The Etiology, Diagnosis, Therapy etc. filters identify Clinical Studies. Systematic Reviews or their variant, Meta-Analyses, are not clinical studies and are not specifically identified by using the clinical studies filters. The terms ‘behind’ the filters for clinical diagnostic studies are:
Sensitiv:.mp. OR diagnos:.mp. OR di.fs. (sensitive)
Sensitiv:.mp. OR predictive value:.mp. OR accurac:.tw. (middling)
The terms used in these diagnostic filters indicate why some Cochrane Systematic Reviews are also identified. A systematic review may well contain e.g. the textword ‘sensitive’ without being a clinical study evaluating a diagnostic procedure. This explains why you may retrieve non-diagnosis entries. More details for the terms used for the various filters and their actual sensitivity, specificity, precision, and accuracy can be found here: http://hiru.mcmaster.ca/hedges/.
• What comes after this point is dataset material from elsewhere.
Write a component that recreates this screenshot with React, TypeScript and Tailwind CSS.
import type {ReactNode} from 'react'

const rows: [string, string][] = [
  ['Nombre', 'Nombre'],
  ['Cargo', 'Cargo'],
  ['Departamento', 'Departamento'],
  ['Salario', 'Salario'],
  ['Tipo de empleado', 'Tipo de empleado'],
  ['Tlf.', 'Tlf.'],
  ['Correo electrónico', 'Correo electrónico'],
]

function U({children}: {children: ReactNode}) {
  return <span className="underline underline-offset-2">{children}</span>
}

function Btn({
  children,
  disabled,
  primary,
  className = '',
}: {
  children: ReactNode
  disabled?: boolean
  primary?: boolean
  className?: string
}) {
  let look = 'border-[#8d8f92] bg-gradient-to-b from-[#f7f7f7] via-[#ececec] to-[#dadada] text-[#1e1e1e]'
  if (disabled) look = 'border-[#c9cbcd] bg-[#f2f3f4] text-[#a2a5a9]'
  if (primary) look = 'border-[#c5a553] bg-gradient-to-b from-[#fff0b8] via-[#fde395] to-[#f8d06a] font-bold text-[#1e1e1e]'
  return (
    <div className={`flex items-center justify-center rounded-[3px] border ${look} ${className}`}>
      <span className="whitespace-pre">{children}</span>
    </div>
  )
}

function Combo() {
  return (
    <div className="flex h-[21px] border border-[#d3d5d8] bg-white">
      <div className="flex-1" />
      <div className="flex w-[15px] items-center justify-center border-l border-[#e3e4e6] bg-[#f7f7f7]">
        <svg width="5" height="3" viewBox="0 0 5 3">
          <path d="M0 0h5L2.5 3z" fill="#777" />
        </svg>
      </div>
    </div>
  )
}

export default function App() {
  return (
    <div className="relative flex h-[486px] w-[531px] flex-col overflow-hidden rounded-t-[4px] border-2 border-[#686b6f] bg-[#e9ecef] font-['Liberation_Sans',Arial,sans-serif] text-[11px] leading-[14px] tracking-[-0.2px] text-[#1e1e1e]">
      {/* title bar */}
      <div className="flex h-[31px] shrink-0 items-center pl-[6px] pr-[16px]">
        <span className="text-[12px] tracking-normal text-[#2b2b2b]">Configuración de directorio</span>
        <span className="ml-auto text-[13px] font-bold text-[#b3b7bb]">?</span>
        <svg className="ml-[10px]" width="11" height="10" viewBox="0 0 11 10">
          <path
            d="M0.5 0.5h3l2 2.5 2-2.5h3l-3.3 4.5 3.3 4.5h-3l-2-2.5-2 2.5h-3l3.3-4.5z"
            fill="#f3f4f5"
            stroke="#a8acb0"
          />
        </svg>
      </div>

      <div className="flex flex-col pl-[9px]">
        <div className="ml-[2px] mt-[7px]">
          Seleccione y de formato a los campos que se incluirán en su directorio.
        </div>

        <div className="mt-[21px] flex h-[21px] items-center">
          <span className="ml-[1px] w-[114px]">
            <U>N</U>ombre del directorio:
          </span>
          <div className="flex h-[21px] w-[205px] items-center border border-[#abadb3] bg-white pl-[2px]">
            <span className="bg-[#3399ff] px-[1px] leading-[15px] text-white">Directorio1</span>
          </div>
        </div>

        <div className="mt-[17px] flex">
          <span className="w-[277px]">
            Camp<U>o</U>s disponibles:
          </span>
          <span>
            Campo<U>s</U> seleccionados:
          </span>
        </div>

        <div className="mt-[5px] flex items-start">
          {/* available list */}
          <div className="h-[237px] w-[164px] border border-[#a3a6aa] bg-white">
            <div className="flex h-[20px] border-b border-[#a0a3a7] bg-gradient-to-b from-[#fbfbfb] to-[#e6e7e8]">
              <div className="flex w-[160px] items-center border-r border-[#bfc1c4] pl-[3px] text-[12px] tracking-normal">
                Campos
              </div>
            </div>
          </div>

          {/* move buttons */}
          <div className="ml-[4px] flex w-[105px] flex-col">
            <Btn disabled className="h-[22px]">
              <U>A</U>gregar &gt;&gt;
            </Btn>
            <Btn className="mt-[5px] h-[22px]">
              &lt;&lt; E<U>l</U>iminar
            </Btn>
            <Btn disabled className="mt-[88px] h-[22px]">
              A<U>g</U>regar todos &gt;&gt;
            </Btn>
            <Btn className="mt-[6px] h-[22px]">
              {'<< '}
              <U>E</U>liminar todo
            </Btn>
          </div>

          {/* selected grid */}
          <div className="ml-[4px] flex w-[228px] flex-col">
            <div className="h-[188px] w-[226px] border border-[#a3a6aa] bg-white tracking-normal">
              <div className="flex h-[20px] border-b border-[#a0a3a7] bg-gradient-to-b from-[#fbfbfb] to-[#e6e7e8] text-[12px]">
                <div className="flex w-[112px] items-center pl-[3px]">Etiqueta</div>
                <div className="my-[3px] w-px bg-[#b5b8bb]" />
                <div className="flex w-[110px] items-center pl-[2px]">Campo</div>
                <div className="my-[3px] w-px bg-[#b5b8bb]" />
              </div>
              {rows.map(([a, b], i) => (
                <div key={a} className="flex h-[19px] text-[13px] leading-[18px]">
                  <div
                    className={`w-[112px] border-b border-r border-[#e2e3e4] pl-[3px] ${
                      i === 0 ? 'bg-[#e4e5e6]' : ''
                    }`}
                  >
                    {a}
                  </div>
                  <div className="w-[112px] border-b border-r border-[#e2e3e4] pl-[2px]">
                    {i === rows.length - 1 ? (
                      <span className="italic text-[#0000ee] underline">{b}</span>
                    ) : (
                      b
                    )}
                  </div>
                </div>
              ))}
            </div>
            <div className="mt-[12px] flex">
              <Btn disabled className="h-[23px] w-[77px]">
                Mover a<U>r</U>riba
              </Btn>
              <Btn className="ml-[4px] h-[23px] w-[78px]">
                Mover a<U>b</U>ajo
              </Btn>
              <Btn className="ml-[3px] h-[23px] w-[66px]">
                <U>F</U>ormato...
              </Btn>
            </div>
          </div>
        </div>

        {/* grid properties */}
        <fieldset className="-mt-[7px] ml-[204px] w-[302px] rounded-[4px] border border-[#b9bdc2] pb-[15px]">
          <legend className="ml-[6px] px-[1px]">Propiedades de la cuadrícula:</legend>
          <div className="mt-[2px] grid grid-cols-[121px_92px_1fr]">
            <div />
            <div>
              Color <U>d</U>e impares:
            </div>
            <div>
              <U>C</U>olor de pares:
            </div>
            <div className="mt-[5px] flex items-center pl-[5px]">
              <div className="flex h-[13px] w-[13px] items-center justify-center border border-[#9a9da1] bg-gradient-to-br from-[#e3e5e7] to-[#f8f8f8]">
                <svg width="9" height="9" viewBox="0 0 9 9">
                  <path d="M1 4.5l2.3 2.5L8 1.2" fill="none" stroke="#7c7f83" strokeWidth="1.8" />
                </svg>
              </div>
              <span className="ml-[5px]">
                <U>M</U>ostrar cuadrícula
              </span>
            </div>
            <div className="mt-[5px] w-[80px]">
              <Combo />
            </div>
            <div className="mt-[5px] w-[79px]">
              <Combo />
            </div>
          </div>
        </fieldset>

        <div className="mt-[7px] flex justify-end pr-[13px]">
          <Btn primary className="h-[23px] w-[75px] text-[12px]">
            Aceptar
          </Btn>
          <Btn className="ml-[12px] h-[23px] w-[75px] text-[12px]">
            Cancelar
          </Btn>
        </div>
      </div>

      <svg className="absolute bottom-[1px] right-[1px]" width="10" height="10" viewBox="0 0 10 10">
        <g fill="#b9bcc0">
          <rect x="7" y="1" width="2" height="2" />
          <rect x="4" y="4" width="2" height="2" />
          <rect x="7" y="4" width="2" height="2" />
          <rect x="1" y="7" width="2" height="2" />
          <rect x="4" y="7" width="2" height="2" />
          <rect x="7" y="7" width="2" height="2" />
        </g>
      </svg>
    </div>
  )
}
For Systematic Reviews the relevant separate SR filters should be used, such as
MEDLINE.tw.OR systematic review.tw.OR meta analysis.pt. (specific)
A comprehensive search on robust EBM-type material should therefore combine a Clinical Study type filter search with a Systematic Review filter, perhaps in the form
[Subject] AND ([clinical study type filter] OR [Systematic Review filter])
On a more general point, the Cochrane DSR is strong when intervention studies have to be identified. For robust diagnostic studies COCHRANE DSR is not the first port-of-call. For instance, only one of at least 130 robust (diagnostic) clinical studies or systematic reviews on the value of ‘peritoneal lavage compared to ultrasound in blunt abdominal trauma’ comes from the Cochrane DSR.